Fri, 04 Mar 2011 14:53:50 +0100, Krinkle <krinklemail(a)gmail.com> wrote:
On March 4 2011, Seb35 wrote:
Fri, 04 Mar 2011 03:45:53 +0100, MZMcBride
<z(a)mzmcbride.com> wrote:
Seb35 wrote:
I'm from the French chapter and we need
sometimes a lot of CPU power
and/or a lot of memory for some projects. For now it happened two
times:
It's difficult to know what "a lot" of CPU power or memory is from
your
post. Toolserver accounts have account limits
(<https://wiki.toolserver.org/view/Account_limits>), so if you're
staying
within those limits, there's generally no problem. If you want to
exceed
those limits, you should talk to the Toolserver roots first
(<https://wiki.toolserver.org/view/System_administrators>). There are
places
like /mnt/user-store that can be used for large media storage as
well.
As always, the Toolserver resources that you use need to relate to
Wikimedia
in some way, but it sounds like both of your projects do. :-)
MZMcBride
Ok, thank you, I didn't find this page.
For the BnF project we needed in fact about one day of computation
(most
of the time was used by the disk accesses), but we thought it would be
more (we optimized too by using SAX instead of DOM to read big XML
files,
it used too much memory with DOM too).
For the video encoding to OGV (it's not me who done that), it was 4-5
hours for a single video but some time was used to swap (and there
are 100
videos corresponding to the conferences).
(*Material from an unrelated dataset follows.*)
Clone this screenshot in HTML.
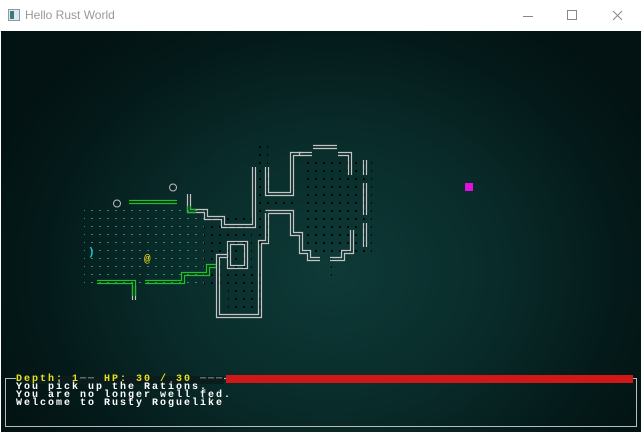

Thank you for the response.
Seb35
Hi Seb35,
"One day" or "4-5 hours" still don't mean a lot in terms of
technical
requirements.
One day of computing with what equipment ? With 24 hours of runtime a
small
difference can make a big difference. What kind of server server/setup
did this run
on ?
How much is "too much memory" ?
We needed to transform and crop TIFF images, read an XML associated with a
book containing the OCRized text of the digitized book, and create a DjVu
with the images and the text layer.
For that we rent a server, I cannot remember exactly the hardware we
choosed, but it was probably a 4-core (or 8-core) with 4GB (or 8GB) of RAM
and 200-300GB of disk (and a server bandwith, useful to download the files
from the FTP of the BnF, about 500 files by book (1 XML/page + TIFF
multipage + some others) x 1416 books = 2-3 days of download on the server
because of many small files).
From what I remember, "Too much memory" means my laptop (2-core 2.8GHz,
3GB of RAM) on which I developed the (Python) program had difficulies to
load the whole XML file (with DOM). Then I tried with SAX and the work was
done in some seconds without a lot of memory (I didn't used SAX before,
but I ♥ SAX now :-)
We wrote a technical report about that, but didn't published it for now
(perhaps a day, I hope), you can see
<http://commons.wikimedia.org/wiki/Commons:Bibliothèque_nationale_de_France>
for an "outreach" document and
<https://fisheye.toolserver.org/browse/Seb35/BnF_import> for the Python
program.
Seb35